Network awareness: How we both thrive as creative individuals and understand our contribution within a network of others? How do you gain a sense of what that extended network is and what it can do?
Global Consciousness: How does the World Wide Web change our responsibilities in and to the world we live in?
Civic Responsibility: How we can be good citizens of the Internet when we are off line, working towards real goals in our communities and using the community practices of sharing, customizing, and contributing online towards responsible civic action off line?
Design: How is information conveyed differently, effectively, and beautifully in diverse digital forms? How do we understand and practice the elements of good design as part of our communication and interactive practices?
Narrative, Storytelling: How do narrative elements shape the information we wish to convey, helping it to have force in a world of competing information?
Procedural Literacy: What are the new tactics and strategies of interactive games, where the multimedia narrative forms changes because of our success or failure?
Critical consumption of information: Without a filter (editors, experts, and professionals), much information on the Internet can be inaccurate, deceptive, or inadequate. How do we learn to be critical? What are the standards of credibility?
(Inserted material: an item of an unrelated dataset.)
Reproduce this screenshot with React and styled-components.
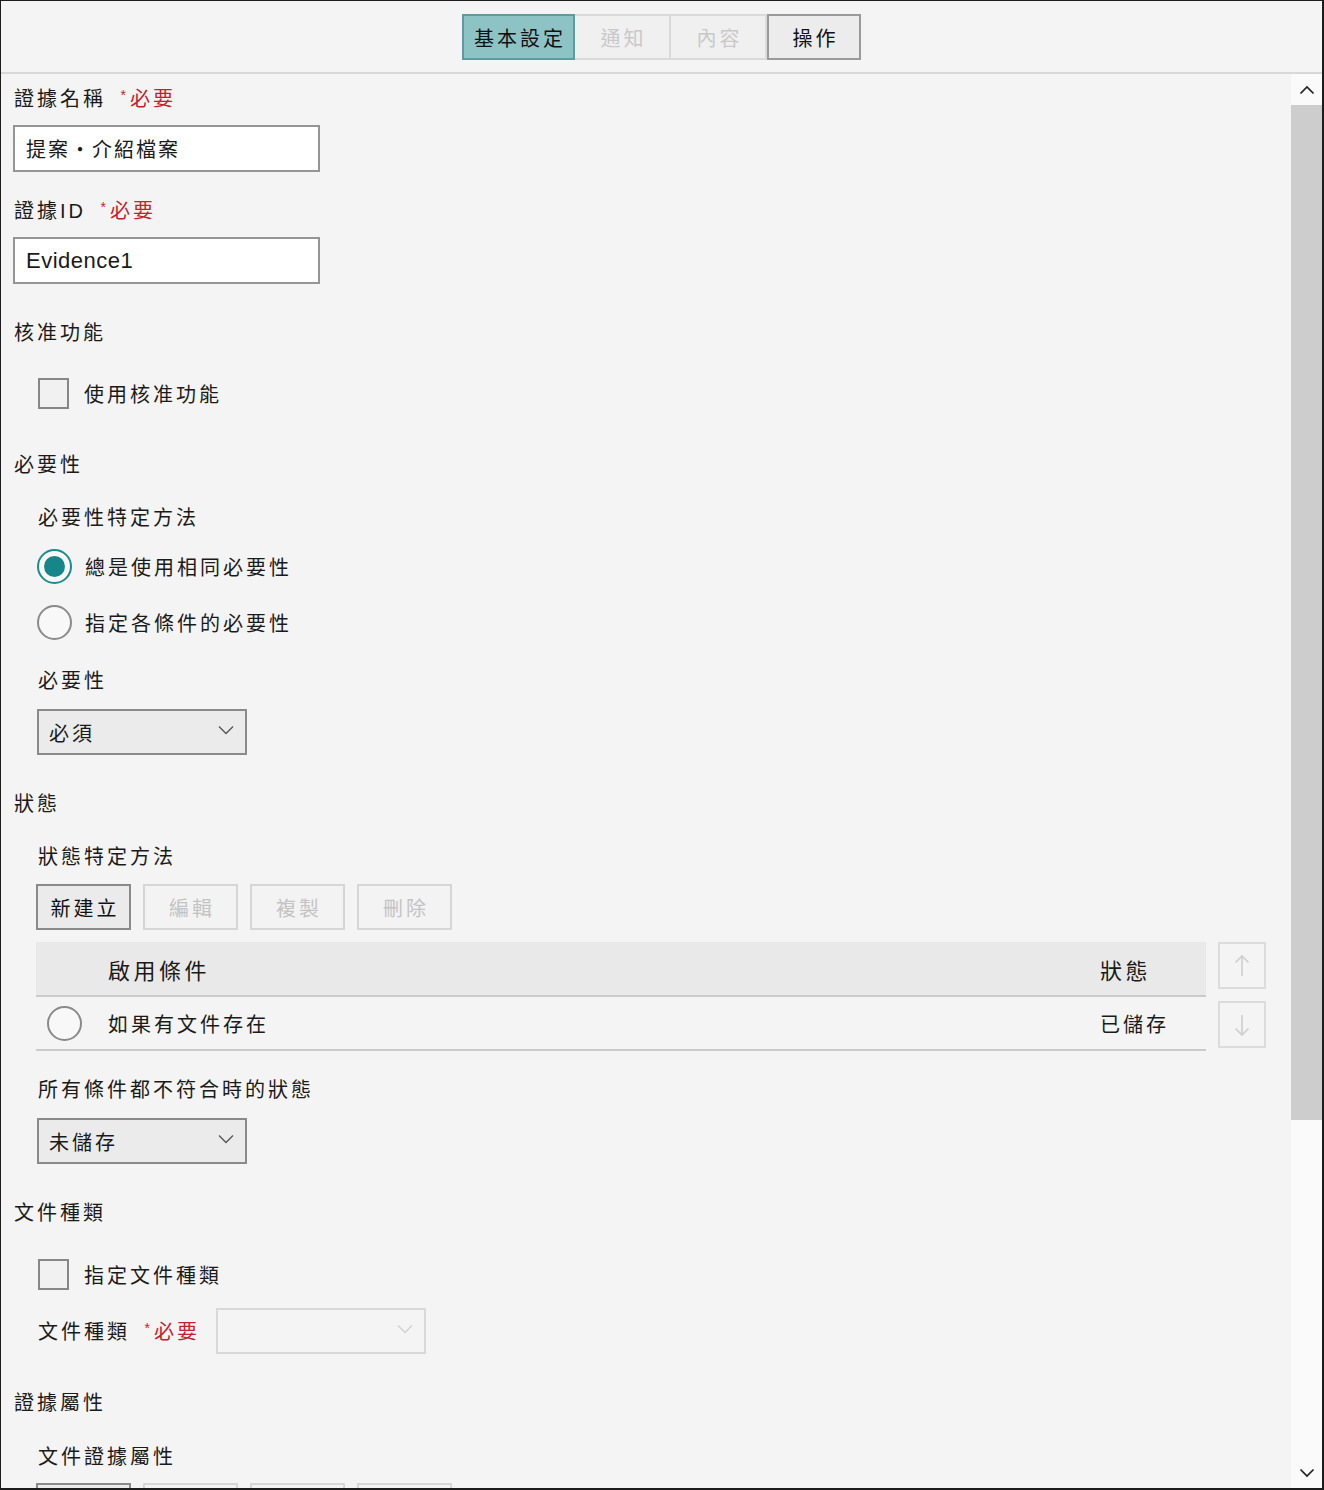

Digital Divides, Digital Participation: What divisions still remain in digital culture? Who is included and who excluded? How do basic aspects of economics and culture dictate not only who participates in the digital age but how we participate?
Ethics: What are the new moral imperatives of our interconnected age?
Advocacy: How do we turn collaborative, procedural thinking on line into activism in the real world?
Preservation: What are the requirements for preserving the digital world we are creating? Paper lasts. Platforms change.
Sustainability: What are the metrics for sustainability in a world where we live on more kilowatts than ever before? How do we protect the environment in a plugged-in era?
Learning, Unlearning, and Relearning: Alvin Toffler has said that, in the rapidly changing world of the twenty-first century, the most important skill anyone can have is the ability to stop in one’s tracks, see what isn’t working, and then find ways to unlearn old patterns and relearn how to learn.

Thanks to John Connell for the link.

This is an interesting venture, and it has some useful echoes for us -- especially given that we will have two Arcadia Fellows in the Easter Term working on designing a new curriculum for information skills.